Corollary 4.11 (Trace and determinant of positive definite matrices)

Let \(\bA\) be a symmetric positive definite matrix. Then, \(\Trace (\bA)\) and \(\det (\bA)\) are positive.

Proof. Trace is the sum of eigenvalues. Determinant is the product of eigenvalues. If \(\bA\) is symmetric positive definite, then its eigenvalues are positive. Hence, trace and determinant are positive.

Corollary 4.12 (Trace and determinant of positive semidefinite matrices)

Let \(\bA\) be a symmetric positive definite matrix. Then, \(\Trace (\bA)\) and \(\det (\bA)\) are nonnegative.

4.8.4. Diagonally Dominant Matrices#

Definition 4.104 (Diagonally dominant matrix)

Let \(\bA \in \SS^n\).

  1. \(\bA\) is called diagonally dominant if

    \[ | A_{i i} | \geq \sum_{j \neq i} | A_{i j} | \]

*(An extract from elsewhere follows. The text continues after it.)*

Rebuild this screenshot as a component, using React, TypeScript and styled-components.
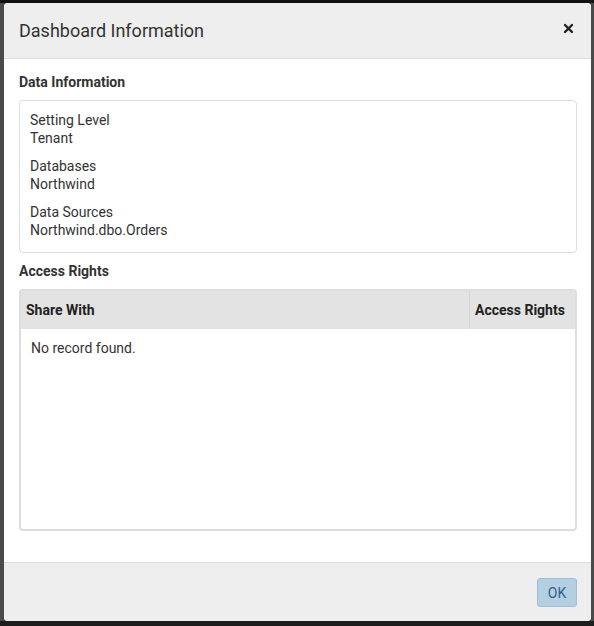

    for every \(i=1,\dots,n\). In other words, the absolute value of the diagonal entry in a row is greater than or equal to the sum of absolute values of non diagonal entries in the row.

  2. \(\bA\) is called strictly diagonally dominant if

    \[ | A_{i i} | > \sum_{j \neq i} | A_{i j} | \]

    for every \(i=1,\dots,n\).

Theorem 4.125 (Positive semidefiniteness of diagonally dominant matrices)

Let \(\bA \in \SS^n\) be a real symmetric matrix.

  1. If \(\bA\) is diagonally dominant whose diagonal entries are nonnegative then \(\bA\) is positive semidefinite.

  2. If \(\bA\) is strictly diagonally dominant whose diagonal entries are positive then \(\bA\) is positive definite.

Proof. Assume that \(\bA\) is diagonally dominant with nonnegative diagonal entries.

  1. For contradiction, assume that \(\bA\) is not positive semidefinite.

  2. Then, there is an eigen value \(\lambda < 0\) and corresponding eigenvector \(\bu\).

  3. Consider the absolute values of entries of \(\bu\) given by \((|u_1|, \dots, |u_n|)\).

  4. Let \(i \in 1,\dots,n\) denote the index of the largest absolute value entry of \(\bu\).

  5. We also have \(\bA \bu = \lambda \bu\).

  6. For the \(i\)-th row, we get the equality

    \[\begin{split} & \sum_{j = 1}^n A_{i j} u_j = \lambda u_i \\ & \iff \sum_{j \neq i} A_{i j} u_j = \lambda u_i - A_{i i} u_i \\ & \iff \left | \sum_{j \neq i} A_{i j} u_j \right | = | \lambda - A_{i i} | |u_i | \\ & \implies | \lambda - A_{i i} | |u_i | \leq \left ( \sum_{j \neq i} | A_{i j} | \right ) | u_i | \leq |A_{ i i} | |u_i |. \end{split}\]
  7. Thus, \(| \lambda - A_{i i} | = |A_{ i i} - \lambda | \leq |A_{ i i} |\).

  8. But \(A_{i i}\) is nonnegative and \(\lambda\) is negative, hence this reduces to \(A_{ i i} - \lambda \leq A_{i i}\) or \(\lambda \geq 0\).

  9. We have arrived at a contradiction.

  10. Thus, \(\bA\) must be positive semidefinite.

Now, assume that \(\bA\) is strictly diagonally dominant with positive diagonal entries.

  1. By first part, it is clear that \(\bA\) is p.s.d..

  2. We just need to show that all eigenvalues are positive. There are no zero eigenvalues.

  3. For contradiction, assume that \(0\) is indeed an eigenvalue of \(\bA\).

  4. Let \(\bu \neq \bzero\) be corresponding eigenvector satisfying \(\bA \bu = \bzero\).

  5. Let \(i \in 1,\dots,n\) denote the index of the largest absolute value entry of \(\bu\).

  6. Following the earlier argument

    \[\begin{split} | A_{i i}| |u_i | &= \left | \sum_{j \neq i} A_{i j} u_j \right | \\ &\leq \left ( \sum_{j \neq i} | A_{i j} | \right ) |u_i| \\ &< | A_{i i} | |u_i|. \end{split}\]
  7. This is impossible. Hence, \(\bA\) must be positive definite.